On our planet, volcanoes often form at the boundaries between tectonic plates. They can also appear in the middle of them, where tall natural chimneys called mantle plumes are thought to carry magma to the surface. The heat that keeps all this going comes from radioactive elements that were locked away inside Earth as it formed some 4.5 billion years ago.
The volcanic situation of Mercury, Venus and Mars is very different from Earth. Mars is about 15 per cent the volume of Earth and Mercury is smaller still, so almost all the warmth has radiated away from these planets. Their surfaces are covered in the relics of ancient volcanism but now stand quiet. Only Venus, just a shade smaller than Earth, still has active volcanoes.
In areas beyond Mars, the temperature is so cold and chilly, generally one does not expect volcanoes to form here. As it is very cold, the liquids or gases found on earth like water, ammonia and carbon dioxide are in the solid-state.

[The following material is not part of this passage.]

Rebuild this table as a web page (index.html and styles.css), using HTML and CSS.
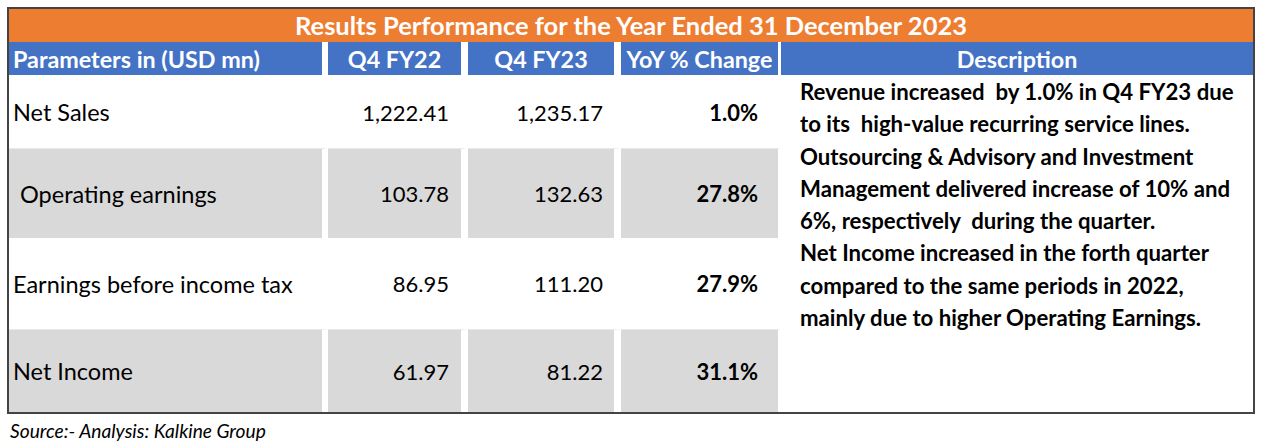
FILE: index.html
```html
<!DOCTYPE html>
<html>
<head>
<meta charset="utf-8">
<link rel="stylesheet" href="styles.css">
</head>
<body>
<div class="sheet">
  <div class="title">Results Performance for the Year Ended 31 December 2023</div>
  <div class="grid">
    <div class="hd hd-param">Parameters in (USD mn)</div>
    <div class="hd hd-n1">Q4 FY22</div>
    <div class="hd hd-n2">Q4 FY23</div>
    <div class="hd hd-pct">YoY % Change</div>
    <div class="hd hd-desc">Description</div>

    <div class="cell param">Net Sales</div>
    <div class="cell num n1">1,222.41</div>
    <div class="cell num n2">1,235.17</div>
    <div class="cell pct">1.0%</div>
    <div class="desc">Revenue increased &nbsp;by 1.0% in Q4 FY23 due<br>to its &nbsp;high-value recurring service lines.<br>Outsourcing &amp; Advisory and Investment<br>Management delivered increase of 10% and<br>6%, respectively &nbsp;during the quarter.<br>Net Income increased in the forth quarter<br>compared to the same periods in 2022,<br>mainly due to higher Operating Earnings.</div>

    <div class="cell param indent grey">Operating earnings</div>
    <div class="cell num n1 grey">103.78</div>
    <div class="cell num n2 grey">132.63</div>
    <div class="cell pct grey">27.8%</div>

    <div class="cell param">Earnings before income tax</div>
    <div class="cell num n1">86.95</div>
    <div class="cell num n2">111.20</div>
    <div class="cell pct">27.9%</div>

    <div class="cell param grey">Net Income</div>
    <div class="cell num n1 grey">61.97</div>
    <div class="cell num n2 grey">81.22</div>
    <div class="cell pct grey">31.1%</div>
  </div>
</div>
<div class="source">Source:- Analysis: Kalkine Group</div>
</body>
</html>
```

FILE: styles.css
```css
html, body {
  margin: 0;
  padding: 0;
  background: #ffffff;
}
body {
  padding: 7px 0 0 7px;
  font-family: Lato, "Open Sans", sans-serif;
  color: #000;
}
.sheet {
  width: 1244px;
  border: 2px solid #444444;
  background: #fff;
}
.title {
  height: 33px;
  background: #ed7d31;
  color: #fff;
  font-weight: bold;
  font-size: 25.5px;
  line-height: 33px;
  text-align: center;
}
.grid {
  display: grid;
  grid-template-columns: 319px 140px 153px 160px 472px;
  grid-template-rows: 34px 72px 90px 91px 83px;
}
.hd {
  background: #4472c4;
  color: #fff;
  font-weight: bold;
  font-size: 23.3px;
  text-align: center;
  line-height: 34px;
  border-bottom: 1px solid #fff;
  white-space: nowrap;
}
.hd-param {
  text-align: left;
  padding-left: 4px;
  border-right: 6px solid #fff;
}
.hd-n1,
.hd-n2 {
  border-right: 7px solid #fff;
}
.hd-pct {
  border-right: 3px solid #fff;
}
.cell {
  display: flex;
  align-items: center;
  font-size: 23.5px;
  white-space: nowrap;
}
.grey {
  background: #d9d9d9;
  border-top: 1px solid #e9e9e9;
}
.param {
  padding-left: 4px;
  border-right: 6px solid #fff;
}
.indent {
  padding-left: 11px;
}
.num {
  justify-content: flex-end;
  border-right: 7px solid #fff;
  font-size: 22px;
}
.n1 {
  padding-right: 12px;
}
.n2 {
  padding-right: 11px;
}
.pct {
  justify-content: flex-end;
  padding-right: 20px;
  border-right: 3px solid #fff;
  font-weight: bold;
  font-size: 22px;
}
.desc {
  grid-column: 5;
  grid-row: 2 / 6;
  padding: 0 0 0 19px;
  font-size: 22.2px;
  font-weight: bold;
  line-height: 32.3px;
  white-space: nowrap;
}
.source {
  margin-top: 5px;
  padding-left: 3px;
  font-style: italic;
  font-size: 19.2px;
  color: #000;
}
```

However, in 1979, when Voyager 1 spacecraft reached Jupiter's innermost moon Io, it snapped pictures of volcanic plumes 100 kilometres high. Io's shiny yellow surface is pockmarked with more than 400 volcanoes and their eruptions glow blue.
The biggest, Loki Patera, isn't immediately recognisable as a volcano. It is a 200-kilometre-wide depression, part-filled with a horseshoe-shaped lake of bubbling lava. We don't see Loki explode, but the lava lakes periodically warm-up and cool.
What is driving this activity on such a small, freezing world?
- Just a few days before Voyager 1 arrived at Io, scientists published a hypothesis, predicting that Io is continually squeezed and warmed by the force of gravity.
- Io orbits Jupiter in a such a way that it gets pulled in different directions at intervals by the giant planet and some of its other moons.
- "Io is caught in a tug of war," says Rosaly Lopes at NASA's Jet Propulsion Laboratory in Pasadena. This tidal heating squeezes Io like fingers warming up a squash ball.
Yet Io is an outlier. It seems to have formed closer to its parent planet than many of the other moons beyond the frost line. In this colder part of the solar system, most moons are made principally of ices with smaller rocky cores. Surely they would be devoid of volcanic activity?
Voyager 1 and its sister probe Voyager 2 approached Saturn and its satellites in the early 1980s and soon swooped past one moon, Enceladus, which is just 500 kilometres across. It was expected that, like Earth's moon, Encedalus would be covered in craters caused by comet and asteroid impacts. But that wasn't the case. Voyager 2 revealed this world's surface to be bright white, with smooth areas.
When the Cassini spacecraft looked closer at Enceladus in 2005, it became clear this moon was pumping plumes of water into space. It turns out that these plumes come from a salty, liquid water ocean hidden below Enceladus's icy surface.
The surface of Triton, Neptune's largest moon, is a frigid -235°C. Yet Voyager 2 saw geyser-like plumes erupting, throwing material 8 kilometres above the surface.